What is a Pareto chart?
A Pareto chart combines a descending bar chart with a cumulative-percentage line. It is built on the Pareto principle, often called the 80-20 rule, which observes that a small number of causes are responsible for the majority of effects. This calculator takes a list of category values, optionally sorts them from largest to smallest, then computes the grand total, each value's share of the total, the running cumulative total, and the cumulative percentage. The result is a ready-to-read table plus a Pareto chart you can use for quality control, root-cause analysis, inventory ABC analysis, or any prioritization task.
How to use it
Type a category label (optional) and a numeric value on each row. Choose Sort (descending) to order the bars from largest to smallest as a classic Pareto chart requires, or Do not sort to keep your input order. Pick the number of significant digits used for display. Leave rows blank to ignore them. The calculator outputs each value's percentage, the cumulative total, and the cumulative percentage (the last row always reaches 100%), along with bars and a cumulative-% line.
The formula explained
Let the values be \(v_1, v_2, \ldots, v_n\). The grand total is \(T = \sum v\) (sum of all values). For each row \(i\) the individual percentage is $$\text{Percent}_i = \frac{v_i}{T} \times 100,$$ and the cumulative percentage is the running sum up to row \(i\) divided by \(T\), times 100: $$\text{Cumulative \%}_i = \frac{\sum_{k \le i} v_k}{T} \times 100.$$ If \(T\) is zero, percentages are undefined, so the tool reports 0% instead of dividing by zero.
Worked example
Defect counts: \(A = 50\), \(B = 30\), \(C = 12\), \(D = 8\), with sorting on (already descending). Grand total \(T = 100\). Row A: $$\frac{50}{100} \times 100 = 50\%,$$ cumulative 50, 50% cumulative. Row B: $$\frac{30}{100} \times 100 = 30\%,$$ cumulative 80, 80% cumulative. Row C: $$\frac{12}{100} \times 100 = 12\%,$$ cumulative 92, 92% cumulative. Row D: $$\frac{8}{100} \times 100 = 8\%,$$ cumulative 100, 100% cumulative. The cumulative line climbs \(50 \to 80 \to 92 \to 100\), showing the top two causes account for 80% of all defects.
FAQ
Do I have to sort the data?
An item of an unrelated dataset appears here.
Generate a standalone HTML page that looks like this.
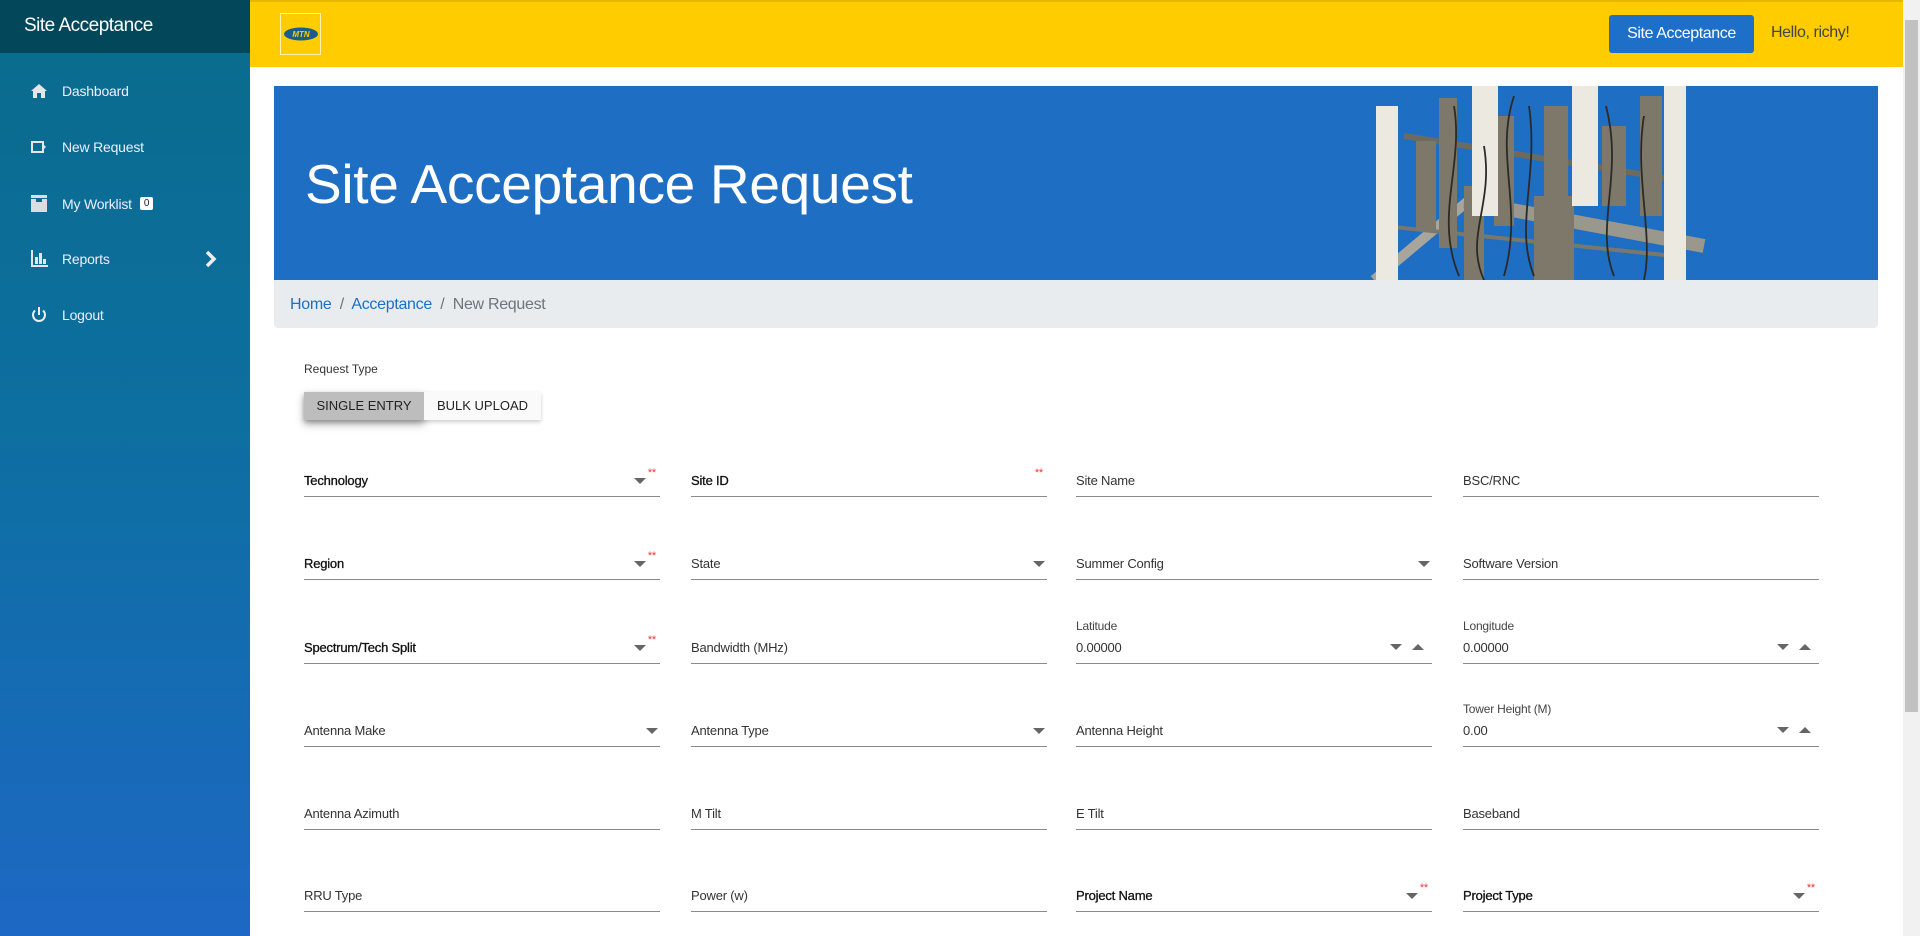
<!DOCTYPE html>
<html><head><meta charset="utf-8"><style>
*{box-sizing:border-box;margin:0;padding:0}
body{width:1920px;height:936px;overflow:hidden;background:#fff;font-family:"Liberation Sans",sans-serif;position:relative}
.sb{position:absolute;left:0;top:0;width:250px;height:936px;background:linear-gradient(#0a6b8c,#0d6fa0 45%,#1d68c4)}
.sbt{height:53px;background:#03475a;color:#fff;font-size:19px;padding:15px 0 0 24px;letter-spacing:-.5px}
.mi{position:absolute;left:30px;color:#eef;font-size:14px;display:flex;align-items:center;letter-spacing:-.2px}
.mi svg{margin-right:14px}
.hd{position:absolute;left:250px;top:0;width:1653px;height:67px;background:#ffcc00;border-top:2px solid #e6b800}
.logo{position:absolute;left:280px;top:13px;width:41px;height:42px;background:#ffcc00;border:1px solid #fff3b0;display:flex;align-items:center;justify-content:center}
.btn{position:absolute;left:1609px;top:15px;width:145px;height:38px;background:#1e6fc7;border-radius:3px;color:#fff;font-size:16px;text-align:center;line-height:38px;letter-spacing:-.4px}
.hello{position:absolute;left:1771px;top:24px;color:#444;font-size:16px;letter-spacing:-.4px}
.ban{position:absolute;left:274px;top:86px;width:1604px;height:194px;background:#1e6ec4;overflow:hidden}
.ban h1{position:absolute;left:31px;top:66px;color:#fff;font-weight:400;font-size:55px;letter-spacing:-.3px}
.bc{position:absolute;left:274px;top:280px;width:1604px;height:48px;background:#e9ecef;border-radius:0 0 4px 4px;font-size:16px;padding:16px 0 0 16px;color:#6c757d;letter-spacing:-.3px}
.bc a{color:#1e6ec4;text-decoration:none}
.f{position:absolute;width:356px;height:30px;border-bottom:1px solid #8a8a8a;font-size:13px;color:#333;letter-spacing:-.2px}
.f .l{position:absolute;left:0;bottom:8px}
.f.r .l{color:#111;font-size:13px;-webkit-text-stroke:.3px #111}
.f .ar{position:absolute;right:14px;bottom:12px;width:0;height:0;border-left:6px solid transparent;border-right:6px solid transparent;border-top:6px solid #666}
.f .st{position:absolute;right:4px;bottom:17px;color:#e33;font-size:11px}
.f .up{position:absolute;right:8px;bottom:13px;border-left:6px solid transparent;border-right:6px solid transparent;border-bottom:6px solid #666}
.f .dn2{position:absolute;right:30px;bottom:13px;border-left:6px solid transparent;border-right:6px solid transparent;border-top:6px solid #666}
.f .sm{position:absolute;left:0;bottom:30px;font-size:12px;color:#444}
.scr{position:absolute;left:1903px;top:0;width:17px;height:936px;background:#f1f1f1}
</style></head><body>
<div class="sb"><div class="sbt">Site Acceptance</div>
<div class="mi" style="top:83px"><svg width="18" height="16" viewBox="0 0 18 16"><path d="M9 1L1 8h2v7h4v-5h4v5h4V8h2z" fill="#e6e6e6"/></svg>Dashboard</div>
<div class="mi" style="top:139px"><svg width="18" height="14" viewBox="0 0 18 14"><path d="M1 1h13v4l2 2-2 2v4H1z M3 3v8h9V3z" fill="#e6e6e6" fill-rule="evenodd"/></svg>New Request</div>
<div class="mi" style="top:195px"><svg width="18" height="17" viewBox="0 0 18 17"><path d="M1 0h16v3H1zM1 4h16v13H1z" fill="#ddd"/><path d="M6 4h6v3H6z" fill="#0a6b8c"/></svg>My Worklist <span style="background:#fff;color:#222;font-size:10px;padding:1px 4px;margin-left:8px;border-radius:2px">0</span></div>
<div class="mi" style="top:250px"><svg width="18" height="17" viewBox="0 0 18 17"><path d="M1 0h2v15h15v2H1z M5 7h3v7H5z M9 3h3v11H9z M13 9h3v5h-3z" fill="#e6e6e6"/></svg>Reports<svg style="position:absolute;left:175px" width="12" height="18" viewBox="0 0 12 18"><path d="M2 2l7 7-7 7" stroke="#eee" stroke-width="3.5" fill="none"/></svg></div>
<div class="mi" style="top:306px"><svg width="18" height="18" viewBox="0 0 18 18"><path d="M5 4.5a6 6 0 1 0 8 0" stroke="#eee" stroke-width="2" fill="none"/><path d="M9 1v8" stroke="#eee" stroke-width="2"/></svg>Logout</div>
</div>
<div class="hd"></div>
<div class="logo"><svg width="36" height="14" viewBox="0 0 36 14"><ellipse cx="18" cy="7" rx="17" ry="6.5" fill="#1b5d8a"/><text x="18" y="10" font-size="8" font-weight="bold" font-style="italic" fill="#ffcc00" text-anchor="middle" font-family="Liberation Sans">MTN</text></svg></div>
<div class="btn">Site Acceptance</div>
<div class="hello">Hello, richy!</div>
<div class="ban"><h1>Site Acceptance Request</h1>
<svg style="position:absolute;left:1070px;top:0" width="380" height="194" viewBox="0 0 380 194">
<path d="M30 194L130 110" stroke="#a8a69c" stroke-width="10" fill="none"/>
<path d="M120 115L360 160" stroke="#9a978c" stroke-width="14" fill="none"/>
<path d="M60 50L340 95" stroke="#6c6b60" stroke-width="6"/>
<path d="M40 140L330 170" stroke="#7a786d" stroke-width="4"/>
<g fill="#7d7869"><rect x="72" y="55" width="20" height="90"/><rect x="95" y="12" width="18" height="150"/><rect x="150" y="30" width="20" height="110"/><rect x="200" y="20" width="24" height="100"/><rect x="258" y="40" width="24" height="80"/><rect x="296" y="10" width="22" height="120"/><rect x="190" y="110" width="40" height="84"/><rect x="120" y="100" width="20" height="94"/></g>
<g fill="#ece9e0"><rect x="32" y="20" width="22" height="174"/><rect x="128" y="0" width="26" height="130"/><rect x="228" y="0" width="26" height="120"/><rect x="320" y="0" width="22" height="194"/></g>
<g stroke="#2b2a25" stroke-width="1.8" fill="none"><path d="M110 20C120 80 90 130 115 190M170 10C150 70 180 120 160 190M185 20C195 90 170 140 190 190M262 20C280 90 250 140 270 190M300 30C290 90 310 150 300 194M140 60C150 120 120 150 140 194"/></g>
</svg></div>
<div class="bc"><a>Home</a> &nbsp;/&nbsp; <a>Acceptance</a> &nbsp;/&nbsp; New Request</div>
<div style="position:absolute;left:304px;top:362px;font-size:12px;color:#333">Request Type</div>
<div style="position:absolute;left:304px;top:392px;width:237px;height:28px;box-shadow:0 2px 4px rgba(0,0,0,.2);font-size:13px;display:flex">
<div style="width:120px;background:#bdbdbd;text-align:center;line-height:28px;color:#222;box-shadow:0 4px 8px rgba(0,0,0,.35)">SINGLE ENTRY</div>
<div style="width:117px;background:#fafafa;text-align:center;line-height:28px;color:#222">BULK UPLOAD</div></div>

<div class="f r" style="left:304px;top:467px"><span class="l">Technology</span><i class="ar"></i><span class="st">**</span></div>
<div class="f r" style="left:691px;top:467px"><span class="l">Site ID</span><span class="st">**</span></div>
<div class="f" style="left:1076px;top:467px"><span class="l">Site Name</span></div>
<div class="f" style="left:1463px;top:467px"><span class="l">BSC/RNC</span></div>

<div class="f r" style="left:304px;top:550px"><span class="l">Region</span><i class="ar"></i><span class="st">**</span></div>
<div class="f" style="left:691px;top:550px"><span class="l">State</span><i class="ar" style="right:2px"></i></div>
<div class="f" style="left:1076px;top:550px"><span class="l">Summer Config</span><i class="ar" style="right:2px"></i></div>
<div class="f" style="left:1463px;top:550px"><span class="l">Software Version</span></div>

<div class="f r" style="left:304px;top:634px"><span class="l">Spectrum/Tech Split</span><i class="ar"></i><span class="st">**</span></div>
<div class="f" style="left:691px;top:634px"><span class="l">Bandwidth (MHz)</span></div>
<div class="f" style="left:1076px;top:634px"><span class="sm">Latitude</span><span class="l">0.00000</span><i class="dn2"></i><i class="up"></i></div>
<div class="f" style="left:1463px;top:634px"><span class="sm">Longitude</span><span class="l">0.00000</span><i class="dn2"></i><i class="up"></i></div>

<div class="f" style="left:304px;top:717px"><span class="l">Antenna Make</span><i class="ar" style="right:2px"></i></div>
<div class="f" style="left:691px;top:717px"><span class="l">Antenna Type</span><i class="ar" style="right:2px"></i></div>
<div class="f" style="left:1076px;top:717px"><span class="l">Antenna Height</span></div>
<div class="f" style="left:1463px;top:717px"><span class="sm">Tower Height (M)</span><span class="l">0.00</span><i class="dn2"></i><i class="up"></i></div>

<div class="f" style="left:304px;top:800px"><span class="l">Antenna Azimuth</span></div>
<div class="f" style="left:691px;top:800px"><span class="l">M Tilt</span></div>
<div class="f" style="left:1076px;top:800px"><span class="l">E Tilt</span></div>
<div class="f" style="left:1463px;top:800px"><span class="l">Baseband</span></div>

<div class="f" style="left:304px;top:882px"><span class="l">RRU Type</span></div>
<div class="f" style="left:691px;top:882px"><span class="l">Power (w)</span></div>
<div class="f r" style="left:1076px;top:882px"><span class="l">Project Name</span><i class="ar"></i><span class="st">**</span></div>
<div class="f r" style="left:1463px;top:882px"><span class="l">Project Type</span><i class="ar"></i><span class="st">**</span></div>

<div class="scr"><div style="position:absolute;left:2px;top:20px;width:13px;height:692px;background:#c1c1c1"></div></div>
</body></html>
A true Pareto chart is sorted in descending order, but you can disable sorting to preserve a fixed category order (for example a time sequence).
Can I use percentages or money instead of counts? Yes. Any non-negative magnitudes work; the math is the same.
What about an "Other" bucket? Best practice keeps a combined "Other" category last even when sorting. This tool sorts every value equally, so place and label an Other row yourself if you need that convention.